Les Chapitres de Machiavel sont copiéz par un de mes secrétaires. Il s'apele Gailard, sa Main resemble beaucoup à celle de Cesarion. Je voudrois que ce pauvre Cesarion fût en état d'écrire, mais la Goute Cruelle L'ataque impitoyablement partout ses membres.
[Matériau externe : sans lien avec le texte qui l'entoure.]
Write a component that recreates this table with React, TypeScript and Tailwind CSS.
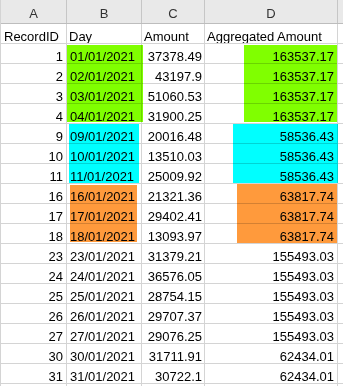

Depuis deux mois il n'a presque point eu de relâche.
Malgré ses Cuisantes douleurs,
La Gaité, le front ceint de fleurs,
A l'entour de son lit folâtre.
Mais la Goutte, cette Marâtre,
Change les jeunes ris en pleurs.
Dans un Coin, venant de Cithere,
Tristemant regardant sa Mère
On voit le Tendre Cupidon.
Il pleure, il gémit, il soupire
De la perte que son Empire
Fait du pauvre Césarion;
Et Bacus, Vuidant son flacon,
Répand des larmes de Champagne
Qu'un si Vigoureux Champion
Sorte boiteux de La Campagne.
Momus se rit de leurs Clameurs:
Voilà Mesieurs les imposteurs,
(Disoit il à ces Dieux Volages),
Voilà dit il de Vos ouvrages!
Ne faite plus tant les pleureurs
Mais désormais soyéz plus sage.
Je crois que mesieurs les Lapons nous ont fait La galanterie de nous envoyér quelques Zephirs échapéz de leurs Cavernes dont en vérité nous nous serions bien passéz. J'écrirais à Algarotti pour qu'il nous envoye quelque rayons du soleil de sa patrie, car la nature aux abois paroit avoir un besoin indispensable d'un petit détachement de Chaleur pour lui randre La vie. Si Ma poudre Pouvoit vous rendre la santé, je donerais dès ce moment la préférance sur le Dieu de Delft à celui d'Epidaure. Pourquoi ne puije point contribuér à votre satisfaction come à Votre santé? pour quoi ne puije vous rendre ausi heureux que vous méritéz de l'être? Les uns ont dans ce monde le Pouvoir sans La Volonté, et les autres la Volonté sans le pouvoir. Contentéz vous mon chér Voltaire de cette Volonté et de tout les sentimens d'estime avec les quels je suis,
Votre fidèle ami,
Federic
Saluéz s'il vous plait la Marquize de ma part.